Dynamic Event-Triggered Fixed-Time Tracking Control for State-Constrained Nonlinear Systems With Dead Zone Based on Fast Fixed-Time Filters
Qinghua Hou, Jiuxiang Dong
Abstract
In this article, the problem of event-triggered fixed-time tracking control for nonlinear systems with state constraints and dead zone is considered. First, for state-constrained problems, the state transformation technique is applied to remove the restriction that the virtual control input needs to satisfy the “feasibility condition.” Second, to deal with dead zone, fixed-time compensation filters are introduced. Different from the existing compensating filters, the proposed filter can make the filter state converge faster to better eliminate the effect of dead zone by introducing higher-order terms of the filter state. To avoid the “explosion of complexity” problem inherent in backstepping, fast fixed-time filters (FFTFs) are developed. Unlike the existing first-order filters and fixed-time filters (FTFs), the proposed filters can achieve faster convergence of the filtering state.
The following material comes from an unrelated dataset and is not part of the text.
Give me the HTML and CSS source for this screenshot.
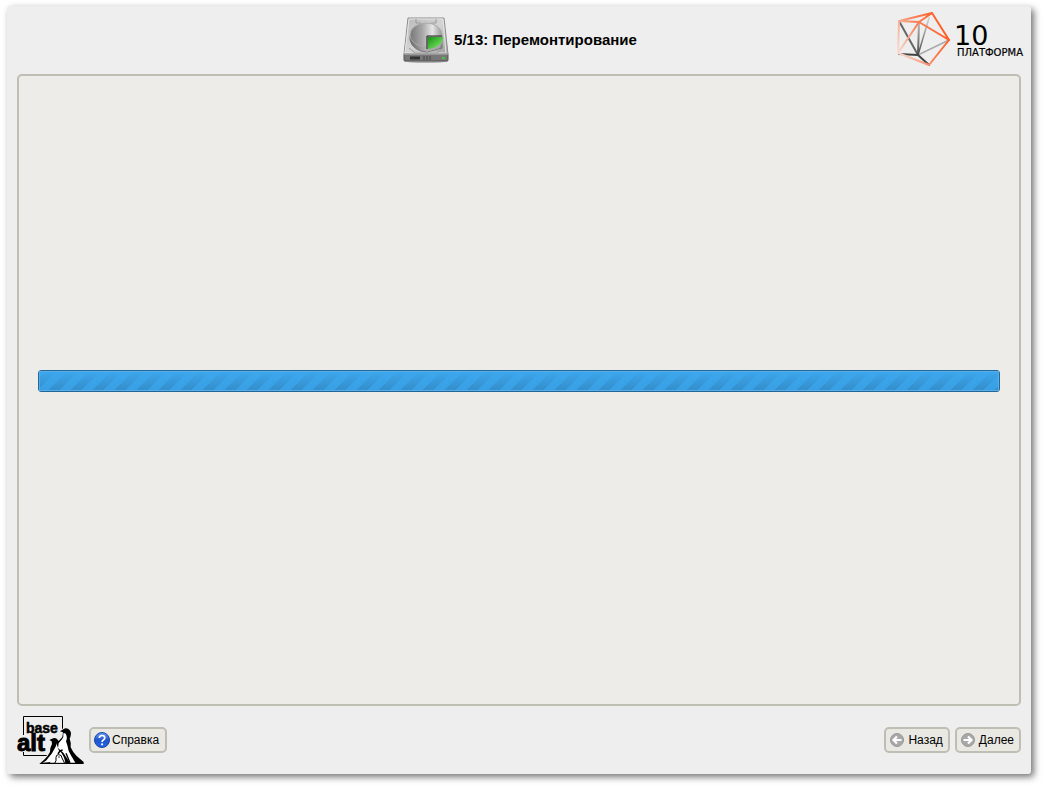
FILE: index.html
```html
<!DOCTYPE html>
<html lang="ru">
    <head>
        <meta charset="utf-8">
        <meta name="viewport" content="width=device-width, initial-scale=1">
        <link rel="stylesheet" href="styles.css">
        <title>Перемонтирование</title>
    </head>
    <body>
        <div class="window">
            <header class="header">
                <div class="step">
                    <svg class="step-icon" viewBox="0 0 48 48" aria-hidden="true">
                        <defs>
                            <linearGradient id="case" x1="0" y1="0" x2="1" y2="1">
                                <stop offset="0" stop-color="#b8b8b8"/>
                                <stop offset=".5" stop-color="#d4d4d4"/>
                                <stop offset="1" stop-color="#a0a0a0"/>
                            </linearGradient>
                            <linearGradient id="disk" x1="0" y1="0" x2="1" y2="0">
                                <stop offset="0" stop-color="#777"/>
                                <stop offset=".4" stop-color="#aaa"/>
                                <stop offset=".7" stop-color="#e6e6e6"/>
                                <stop offset="1" stop-color="#999"/>
                            </linearGradient>
                            <linearGradient id="side" x1="0" y1="0" x2="1" y2="0">
                                <stop offset="0" stop-color="#666"/>
                                <stop offset=".6" stop-color="#c4c4c4"/>
                                <stop offset="1" stop-color="#888"/>
                            </linearGradient>
                            <linearGradient id="slice" x1="0" y1="0" x2="1" y2="1">
                                <stop offset="0" stop-color="#149214"/>
                                <stop offset="1" stop-color="#8cf070"/>
                            </linearGradient>
                        </defs>
                        <ellipse cx="25" cy="45" rx="22" ry="2" fill="#000" opacity=".25"/>
                        <path d="M7 2h36l4 36H3z" fill="url(#case)" stroke="#8c8c8c"/>
                        <path d="M8 3h34l3 34H4z" fill="none" stroke="#e6e6e6"/>
                        <path d="M15 3v4h5M35 3v4h-5M8 32l6 5h22l6-5" fill="none" stroke="#999"/>
                        <path d="M3 38h44v6q0 1-1 1H4q-1 0-1-1z" fill="#777" stroke="#555"/>
                        <path d="M3 38h44" stroke="#c8c8c8"/>
                        <path d="M9 42h10" stroke="#333" stroke-width="3"/>
                        <path d="M12 40v4M23 40v4M26 40v4M29 40v4" stroke="#444"/>
                        <path d="M41 42h3" stroke="#4bc33c" stroke-width="2"/>
                        <path d="M9 20v4q3 11 17 12l15-4v-12z" fill="url(#side)" stroke="#777"/>
                        <ellipse cx="25" cy="19" rx="16" ry="12" fill="url(#disk)" stroke="#aaa"/>
                        <path d="M25 20h17v5l-4 7-13 4z" fill="#aaa"/>
                        <path d="M27 21h15q0 10-15 12z" fill="url(#slice)"/>
                        <path d="M26 33V20h15" fill="none" stroke="#222"/>
                    </svg>
                    <h1 class="step-title">5/13: Перемонтирование</h1>
                </div>
                <svg class="platform-logo" viewBox="0 0 128 58" role="img" aria-label="10 Платформа">
                    <defs>
                        <linearGradient id="fade" gradientUnits="userSpaceOnUse" x1="52" y1="20" x2="2" y2="42">
                            <stop offset="0" stop-color="#ff5a1f"/>
                            <stop offset=".5" stop-color="#f8835c"/>
                            <stop offset="1" stop-color="#f6ddd5"/>
                        </linearGradient>
                        <linearGradient id="grey" gradientUnits="userSpaceOnUse" x1="22" y1="46" x2="30" y2="8">
                            <stop offset="0" stop-color="#444"/>
                            <stop offset=".5" stop-color="#888"/>
                            <stop offset="1" stop-color="#ccc"/>
                        </linearGradient>
                    </defs>
                    <g fill="none" stroke-linecap="round" stroke-linejoin="round">
                        <path d="M22 44L33 7" stroke="url(#grey)" stroke-width="1.500"/>
                        <path d="M22 44L53 29" stroke="#aaa" stroke-width="1.500"/>
                        <path d="M3 10l19 34" stroke="#666" stroke-width="2"/>
                        <path d="M22 44l1-33" stroke="url(#grey)" stroke-width="2"/>
                        <path d="M3 43l19 1 11 10" stroke="#444" stroke-width="2"/>
                        <path d="M3 10L2 42l31 12 20-25M23 11L2 42" stroke="url(#fade)" stroke-width="2"/>
                        <path d="M3 10l33-8 17 27-30-18zM23 11l13-9" stroke="url(#fade)" stroke-width="2"/>
                    </g>
                    <text class="platform-number" x="58" y="34">10</text>
                    <text class="platform-name" x="61" y="45">ПЛАТФОРМА</text>
                </svg>
            </header>
            <main class="panel">
                <progress class="progress" value="100" max="100" aria-label="Перемонтирование"></progress>
            </main>
            <footer class="footer">
                <svg class="alt-logo" viewBox="0 0 67 50" role="img" aria-label="base alt">
                    <path d="M6.500 20V1.500h39V16M6.500 37v3.500H30" fill="none" stroke="#000"/>
                    <text class="alt-base" x="9" y="18">base</text>
                    <text class="alt-alt" x="0" y="36">alt</text>
                    <g transform="translate(21 9) scale(.3333)">
                        <path d="M66 22l10-6q6-5 14-2 9 5 9 16-1 8-4 14 5 12 3 26 8 18 18 26l21 18v6H4l16-14q10-10 16-22 0-14 6-24l-1-8-7-4 8-4q9-4 15 1l5 6 11-12 2-14z" fill="#000" stroke="#eee" stroke-width="5" paint-order="stroke"/>
                        <path d="M76 28q2 12-4 18l-10 12-2 14 16 14 20 30h16l-12-20q-10-14-12-32l-4-12q6-12-2-24z" fill="#fff"/>
                        <path d="M52 50q6 10 0 20l-10 18-18 22-10 6 24-2 10-16 16-14-6-18z" fill="#fff"/>
                        <path d="M46 84q10-10 20-2 12 12 16 34H36q8-12 10-32z" fill="#fff"/>
                        <path d="M74 78q-10 2-14 12M84 88l12 28" fill="none" stroke="#000" stroke-width="4"/>
                        <path d="M50 118q6-6 4-18 0-8 8-8 10 0 10 10l8 16z" fill="#fff" stroke="#000" stroke-width="3"/>
                        <circle cx="63" cy="99" r="2" fill="#000"/>
                    </g>
                </svg>
                <button class="button button-help" type="button">
                    <svg class="help-icon" viewBox="0 0 16 16" aria-hidden="true">
                        <defs>
                            <linearGradient id="ball" x1="0" y1="0" x2="0" y2="1">
                                <stop offset="0" stop-color="#6f9ff0"/>
                                <stop offset=".5" stop-color="#1f55cf"/>
                                <stop offset="1" stop-color="#2464e8"/>
                            </linearGradient>
                        </defs>
                        <circle cx="8" cy="8" r="7.500" fill="url(#ball)" stroke="#1746a8"/>
                        <path d="M5.300 6q.2-2.500 2.800-2.500T10.800 6q0 1.300-1.500 2.100Q8.100 8.800 8.100 10" fill="none" stroke="#fff" stroke-width="1.700"/>
                        <circle cx="8.100" cy="12.300" r="1.100" fill="#fff"/>
                    </svg>
                    Справка
                </button>
                <div class="nav">
                    <button class="button" type="button">
                        <svg class="nav-icon" viewBox="0 0 14 14" aria-hidden="true">
                            <circle cx="7" cy="7" r="6.500" fill="#a8a8a8" stroke="#989898"/>
                            <path d="M11.500 7H4M7 3.500L3.500 7 7 10.500" fill="none" stroke="#fff" stroke-width="2.200"/>
                        </svg>
                        Назад
                    </button>
                    <button class="button" type="button">
                        <svg class="nav-icon" viewBox="0 0 14 14" aria-hidden="true">
                            <circle cx="7" cy="7" r="6.500" fill="#a8a8a8" stroke="#989898"/>
                            <path d="M2.500 7H10M7 3.500L10.500 7 7 10.500" fill="none" stroke="#fff" stroke-width="2.200"/>
                        </svg>
                        Далее
                    </button>
                </div>
            </footer>
        </div>
    </body>
</html>
```
FILE: styles.css
```css
body {
    background: #fff;
    box-sizing: border-box;
    color: #000;
    display: flex;
    font-family: "Liberation Sans", Arial, sans-serif;
    font-size: 12px;
    margin: 0;
    min-height: 100vh;
    padding: 6px 13px 14px 7px;
}

.window {
    background: #eee;
    border-radius: 3px;
    box-shadow: 3px 3px 7px rgba(0, 0, 0, 0.55);
    display: flex;
    flex: 1;
    flex-direction: column;
}

.header {
    align-items: center;
    display: grid;
    grid-template-columns: 1fr auto 1fr;
    height: 68px;
    padding: 0 7px;
}

.step {
    align-items: center;
    display: flex;
    gap: 5px;
    grid-column: 2;
}

.step-icon {
    height: 48px;
    width: 48px;
}

.step-title {
    font-size: 15px;
    font-weight: bold;
    line-height: 18px;
    margin: 0;
}

.platform-logo {
    height: 58px;
    justify-self: end;
    width: 128px;
}

.platform-number {
    font-family: "DejaVu Sans", sans-serif;
    font-size: 27px;
}

.platform-name {
    font-family: "DejaVu Sans", sans-serif;
    font-size: 10px;
    stroke: #000;
    stroke-width: 0.2px;
}

.panel {
    align-items: center;
    background: #edece8;
    border: 2px solid #bfbeb3;
    border-radius: 5px;
    display: flex;
    flex: 1;
    margin: 0 10px;
    padding: 0 19px 18px;
}

.progress {
    appearance: none;
    background: #389fe3;
    border: 1px solid #20679b;
    border-radius: 3px;
    box-sizing: border-box;
    flex: 1;
    height: 22px;
    overflow: hidden;
}

.progress::-webkit-progress-bar {
    background: none;
}

.progress::-webkit-progress-value {
    background:
        linear-gradient(#3da7ed, rgba(61, 167, 237, 0)),
        linear-gradient(135deg, #338dca 25%, #389fe3 25%, #389fe3 50%, #338dca 50%, #338dca 75%, #389fe3 75%) 7px 0 / 22px 22px;
    box-shadow: inset 0 0 0 1px #5baee5;
}

.footer {
    align-items: center;
    display: flex;
    gap: 5px;
    height: 68px;
    padding: 0 10px;
}

.alt-logo {
    height: 50px;
    width: 67px;
}

.alt-base,
.alt-alt {
    font-weight: bold;
    stroke: #000;
}

.alt-base {
    font-size: 14px;
    stroke-width: 0.5px;
}

.alt-alt {
    font-size: 24px;
    stroke-width: 1px;
}

.button {
    align-items: center;
    background: #e9e8e2;
    border: 2px solid #bfbeb3;
    border-radius: 5px;
    color: #000;
    display: flex;
    font-family: inherit;
    font-size: 12px;
    gap: 4px;
    height: 26px;
    padding: 0 5px 0 4px;
}

.button-help {
    gap: 2px;
    padding: 0 6px 0 3px;
}

.help-icon {
    height: 16px;
    width: 16px;
}

.nav {
    display: flex;
    gap: 5px;
    margin-left: auto;
}

.nav-icon {
    height: 14px;
    width: 14px;
}
```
Unlike the existing dynamic event-triggered mechanism (DETM), the proposed improved DETM has larger event-triggered intervals (ETIs) and is more resource-saving, by adding two dynamic variables adjusted by historical triggered information. Furthermore, the proposed control scheme guarantees that: all states are within constraints, all closed-loop system signals are bounded, and tracking error converges to an arbitrarily small neighborhood of the origin in a fixed time. Finally, a jerk circuit system verifies the efficacy of the proposed method.